# The problem:
Select every line below containing the word "styles".

# Supplied material:
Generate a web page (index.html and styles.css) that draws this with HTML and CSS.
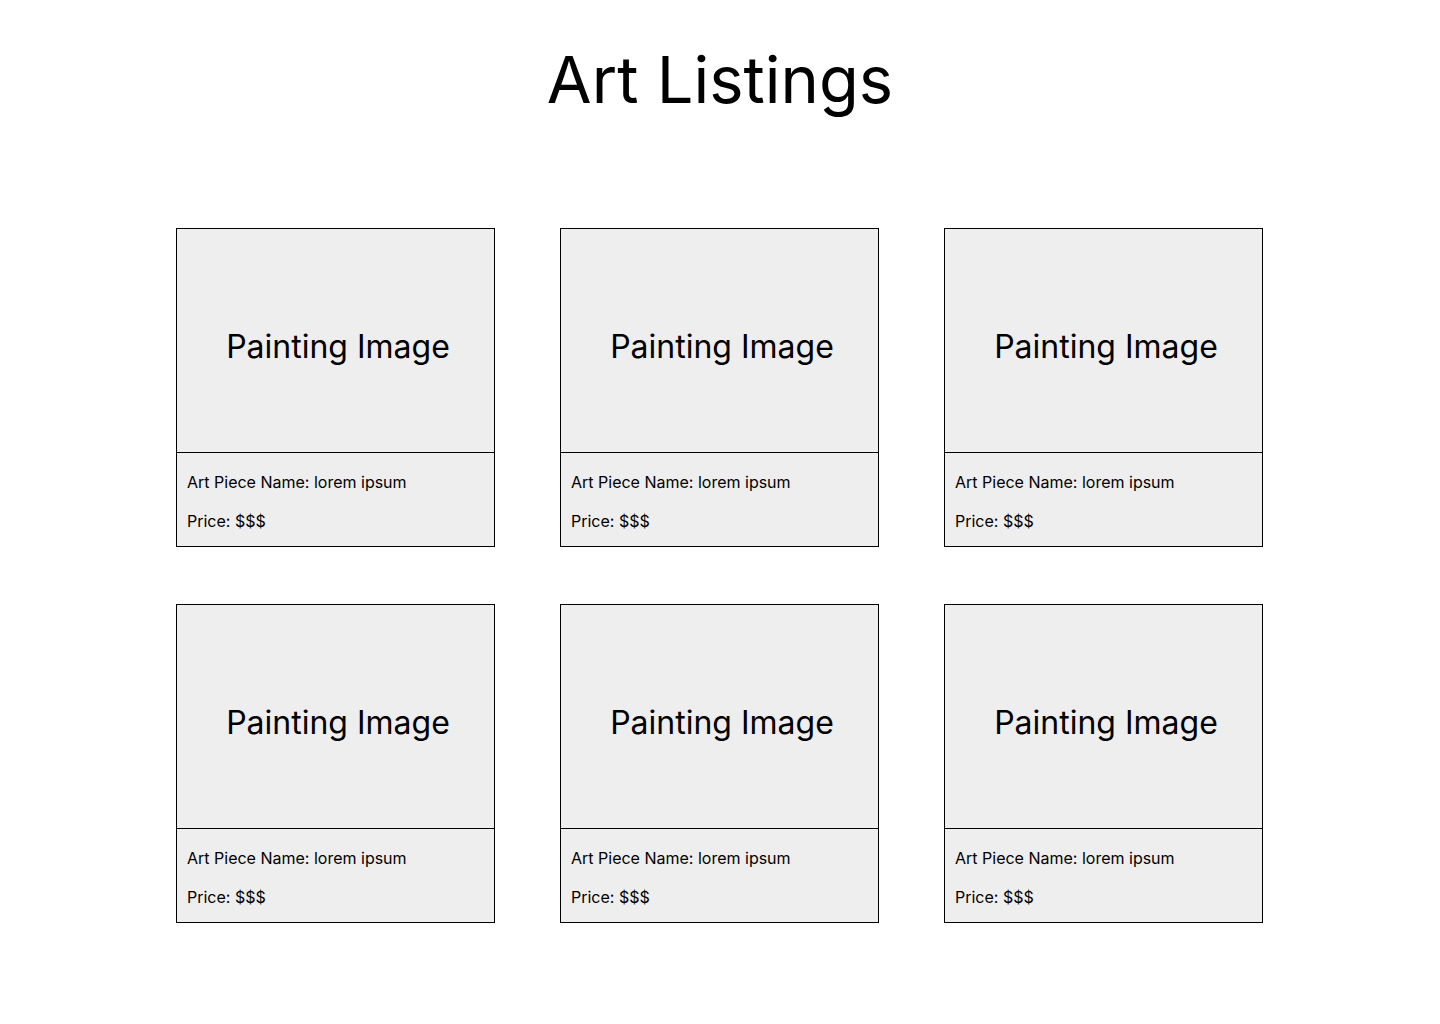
FILE: index.html
```html
<!DOCTYPE html>
<html lang="en">
<head>
<meta charset="utf-8">
<title>Art Listings</title>
<link rel="stylesheet" href="styles.css">
</head>
<body>
<h1 class="title">Art Listings</h1>
<main class="grid">
  <div class="card">
    <div class="card-image">Painting Image</div>
    <div class="card-info"><p>Art Piece Name: lorem ipsum</p><p>Price: $$$</p></div>
  </div>
  <div class="card">
    <div class="card-image">Painting Image</div>
    <div class="card-info"><p>Art Piece Name: lorem ipsum</p><p>Price: $$$</p></div>
  </div>
  <div class="card">
    <div class="card-image">Painting Image</div>
    <div class="card-info"><p>Art Piece Name: lorem ipsum</p><p>Price: $$$</p></div>
  </div>
  <div class="card">
    <div class="card-image">Painting Image</div>
    <div class="card-info"><p>Art Piece Name: lorem ipsum</p><p>Price: $$$</p></div>
  </div>
  <div class="card">
    <div class="card-image">Painting Image</div>
    <div class="card-info"><p>Art Piece Name: lorem ipsum</p><p>Price: $$$</p></div>
  </div>
  <div class="card">
    <div class="card-image">Painting Image</div>
    <div class="card-info"><p>Art Piece Name: lorem ipsum</p><p>Price: $$$</p></div>
  </div>
</main>
</body>
</html>
```
FILE: styles.css
```css
* { box-sizing: border-box; }
html, body { margin: 0; padding: 0; background: #ffffff; }
body {
  font-family: Inter, "Noto Sans", sans-serif;
  color: #000000;
}
.title {
  margin: 41px 0 0;
  font-size: 65px;
  font-weight: 400;
  line-height: 77px;
  text-align: center;
}
.grid {
  display: grid;
  grid-template-columns: repeat(3, 319px);
  column-gap: 65px;
  row-gap: 57px;
  justify-content: start;
  padding-left: 176px;
  margin-top: 110px;
}
.card {
  width: 319px;
  height: 319px;
  border: 1px solid #000000;
  background: #eeeeee;
  display: flex;
  flex-direction: column;
}
.card-image {
  height: 224px;
  border-bottom: 1px solid #000000;
  display: flex;
  align-items: center;
  justify-content: center;
  font-size: 32px;
  line-height: 39px;
  padding: 11px 0 0 5px;
}
.card-info {
  flex: 1;
  padding: 20px 10px 0;
  display: flex;
  flex-direction: column;
  gap: 19px;
}
.card-info p {
  margin: 0;
  font-size: 16px;
  line-height: 19.5px;
}
```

# Output below:
Generate a web page (index.html and styles.css) that draws this with HTML and CSS.
<link rel="stylesheet" href="styles.css">
FILE: styles.css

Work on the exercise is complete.